Manganese dioxide have the required transition capability and thermal stability but insufficient electrical conductivity of about 0.1 S/cm. Advanced solid electrolytic capacitors are required to have much higher electrical conductivity of 10-100 S/cm.
In the above recent circumstances, available solid electrolyte satisfying the above three requirements of transition capability, high thermal stability and high electrical conductivity is specified electrically conductive polymers, for example, polypyrrole, polythiophene, and polyaniline. Developments of such solid electrolytic capacitor using electrically conductive polymers as the solid electrolyte have been active. The solid electrolytic capacitor using polypyrrole as the solid electrolyte has already been commercialized.
In Japanese laid-open patent publication No. 2-15611, it is disclosed that thiophene derivatives are polymerized with ferric compound to form polythiophene to be used as the solid electrolyte for the solid electrolytic capacitor. This polymer of thiophene derivatives is superior than a polymer of pyrrole derivatives in smaller drop of electrical conductivity in a high temperature atmosphere.
In Japanese laid-open patent publication No. 5-152169, it is disclosed that immediately after the dielectric film coating the anode has been dipped into an oxidizing agent solution with a solvent almost entirely consisting of water, then another solution including pyrrole monomers or thiophene monomers for causing polymerization reaction thereof so as to form a polypyrrole film, or a polythiophene film as the solid electrolyte. These polymers of pyrrole and thiophene are also superior in smaller drop of electrical conductivity in a high temperature atmosphere.
The above electrically conductive polymer film as the solid electrolyte coats the dielectric film which further coats the valve action metal anode. The above conventional method of forming the electrically conductive polymer film as the solid electrolyte on the dielectric film results in a formation of a thin electrically conductive polymer film that is incapable of withstanding mechanical stresses applied by expansion and shrinkage of an armored resin material which coats the electrically conductive polymer film. Particularly in the vicinity of a projecting anode lead, the electrically conductive polymer film is mechanically weak, for which reason the electrically conductive polymer film is required to have an increased strength against the mechanical stresses applied by expansion and shrinkage of the armored resin material.

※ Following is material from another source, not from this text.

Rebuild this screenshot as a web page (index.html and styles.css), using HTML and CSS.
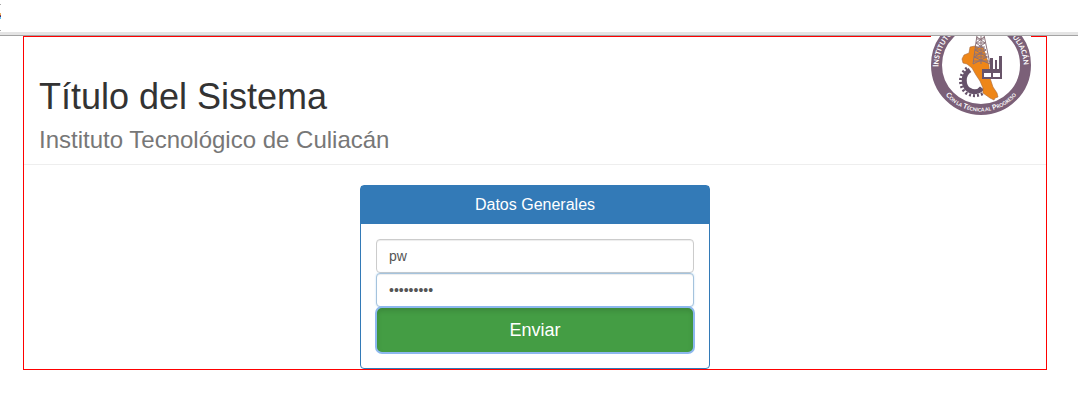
FILE: index.html
```html
<!DOCTYPE html>
<html lang="es">
<head>
<meta charset="utf-8">
<meta name="viewport" content="width=device-width, initial-scale=1">
<title>Título del Sistema</title>
<link rel="stylesheet" href="styles.css">
</head>
<body>
<div class="toolbar">
  <svg class="toolbar-mark" width="1" height="32" viewBox="0 0 1 32" aria-hidden="true">
    <path d="M0 4h1v1H0zM0 30h1v1H0z" fill="#aaa"/>
    <path d="M0 13h1v2H0z" fill="#f0b060"/>
    <path d="M0 15h1v1H0z" fill="#a04030"/>
    <path d="M0 16h1v1H0z" fill="#303080"/>
    <path d="M0 17h1v2H0z" fill="#60c0f0"/>
  </svg>
</div>
<main class="container">
  <header class="page-header">
    <div class="titles">
      <h1 class="title">Título del Sistema</h1>
      <p class="subtitle">Instituto Tecnológico de Culiacán</p>
    </div>
    <svg class="logo" viewBox="0 21 100 79" role="img" aria-label="Instituto Tecnológico de Culiacán">
      <defs>
        <path id="arc-top" d="M7.500 52A42.500 42.500 0 0 1 92.500 50"/>
        <path id="arc-bottom" d="M3.500 50A46.500 46.500 0 0 0 96.500 50"/>
      </defs>
      <rect y="21" width="100" height="79" fill="#fff"/>
      <circle cx="50" cy="50" r="44.500" fill="none" stroke="#7b6078" stroke-width="11"/>
      <path class="gear-body" d="M39 55C31 60 32 71 38 75C43 78 48 77 51 73"/>
      <path class="gear-teeth" d="M36 53C27 60 28 72 35 78C41 82 48 81 53 78"/>
      <path d="M39 32l5-1 4 2 4-1 3 9 3 9 1 13 3 9 4 6 1 4-3 1-1 2-4-2-7-5 0-5-3-7-4-6-4-7-5-4-4-1-1-4 2-4 5-2z" fill="#ee8618" stroke="#a96a3d" stroke-width=".6"/>
      <path class="tower" d="M46 20L42 49M53 20L59 49M50 20V49M46 22L54 28L44 35L56 42L42 49M53 22L45 28L55 35L43 42L59 49M46 24h7M45 28h9M44 32h10M44 35h11M43 39h13M43 42h14M42 46h16"/>
      <path d="M51 54h8V43h3v11h2V45h2v9h2V41h3v23H51z" fill="#685469"/>
      <path d="M53 58h7v4h-7zM62 58h7v4h-7z" fill="#fff"/>
      <text class="seal-text seal-top"><textPath href="#arc-top">I<tspan class="sc">NSTITUTO</tspan></textPath></text>
      <text class="seal-text seal-top"><textPath href="#arc-top" startOffset="100%" text-anchor="end"><tspan class="sc">ULIACÁN</tspan></textPath></text>
      <text class="seal-text seal-bottom"><textPath href="#arc-bottom" startOffset="50%" text-anchor="middle">C<tspan class="sc">ON LA</tspan> T<tspan class="sc">ÉCNICA AL</tspan> P<tspan class="sc">ROGRESO</tspan></textPath></text>
    </svg>
  </header>
  <form class="panel">
    <h2 class="panel-heading">Datos Generales</h2>
    <div class="panel-body">
      <input class="field" type="text" aria-label="Usuario" value="pw">
      <input class="field field-active" type="password" aria-label="Contraseña" value="password1">
      <button class="submit" type="button">Enviar</button>
    </div>
  </form>
</main>
</body>
</html>
```
FILE: styles.css
```css
* { box-sizing: border-box; }
body {
  margin: 0;
  background: #fff;
  color: #333;
  font-family: "Liberation Sans", Arial, sans-serif;
  font-size: 14px;
}
.toolbar {
  height: 36px;
  border-bottom: 1px solid #a3a3a3;
  box-shadow: inset 0 -3px #e4e4e4;
}
.toolbar-mark { display: block; }
.container {
  margin: 0 31px 0 23px;
  border: 1px solid #f00;
}
.page-header {
  display: flex;
  justify-content: space-between;
  align-items: flex-start;
  padding: 0 15px 11px;
  margin-bottom: 20px;
  border-bottom: 1px solid #eee;
}
.titles { padding-top: 40px; }
.title {
  margin: 0 0 10px;
  font-size: 36px;
  line-height: 40px;
  font-weight: 400;
}
.subtitle {
  margin: 0;
  font-size: 24px;
  line-height: 26px;
  color: #777;
}
.logo {
  width: 100px;
  flex: none;
  margin-top: -1px;
}
.seal-text {
  fill: #fff;
  font-family: Lato, "Open Sans", sans-serif;
  font-weight: 700;
}
.seal-top { font-size: 8px; }
.seal-top .sc { font-size: 7px; }
.seal-bottom { font-size: 7px; }
.seal-bottom .sc { font-size: 5px; }
.tower { fill: none; stroke: #8a7078; stroke-width: 1; }
.gear-body { fill: none; stroke: #66526a; stroke-width: 5; }
.gear-teeth { fill: none; stroke: #66526a; stroke-width: 3; stroke-dasharray: 2 2; }
.panel {
  width: 350px;
  max-width: 100%;
  margin: 0 auto;
  border: 1px solid #337ab7;
  border-radius: 4px;
}
.panel-heading {
  margin: 0;
  padding: 10px 15px;
  background: #337ab7;
  color: #fff;
  font-size: 16px;
  line-height: 18px;
  font-weight: 400;
  text-align: center;
}
.panel-body { padding: 15px; }
.field {
  display: block;
  width: 100%;
  height: 34px;
  padding: 6px 12px;
  border: 1px solid #ccc;
  border-radius: 4px;
  background: #fff;
  color: #555;
  font: 14px/20px "Liberation Sans", Arial, sans-serif;
  box-shadow: inset 0 1px 1px rgba(0, 0, 0, .075);
}
.field-active {
  border-color: #a5c3dd;
  box-shadow: inset 0 1px 1px rgba(0, 0, 0, .075), 0 0 2px rgba(102, 175, 233, .4);
}
.submit {
  display: block;
  width: 100%;
  height: 46px;
  padding: 10px 16px;
  border: 1px solid #398439;
  border-radius: 6px;
  outline: 2px solid #8db8ee;
  outline-offset: -1px;
  background: #449d44;
  color: #fff;
  font: 18px/24px "Liberation Sans", Arial, sans-serif;
  box-shadow: inset 0 3px 5px rgba(0, 0, 0, .125);
}
```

Even if the number of polymerization is increased to increase the thickness of the electrically conductive polymer film as the solid electrolyte for improvement in capability of withstanding mechanical stresses applied by expansion and shrinkage of the armored resin material, antinomy problem is raised with increase in equivalent series resistance of the solid electrolytic capacitor, because the increase in thickness of the film laminated over the entire surface of the valve action metal anode results in increase in the equivalent series resistance of the solid electrolytic capacitor. Notwithstanding, it is extremely important for the advanced solid electrolytic capacitor to realize a possible reduction in the equivalent series resistance.
Consequently, the above conventional method of forming the electrically conductive polymer film as the solid electrolyte is engaged with the problem in antinomy to the effect that the increase in thickness of the electrically conductive polymer film for the purpose of improvement in capability of withstanding mechanical stresses applied by expansion and shrinkage of the armored resin material would result in increase in the equivalent series resistance, whilst the decrease in thickness of the electrically conductive polymer film for the purpose of reducing the equivalent series resistance would result in decrease in capability of withstanding mechanical stresses applied by expansion and shrinkage of the armored resin material.
In the above circumstances, it had been required to develop a novel solid electrolytic capacitor free from the above problems and a method of forming the same.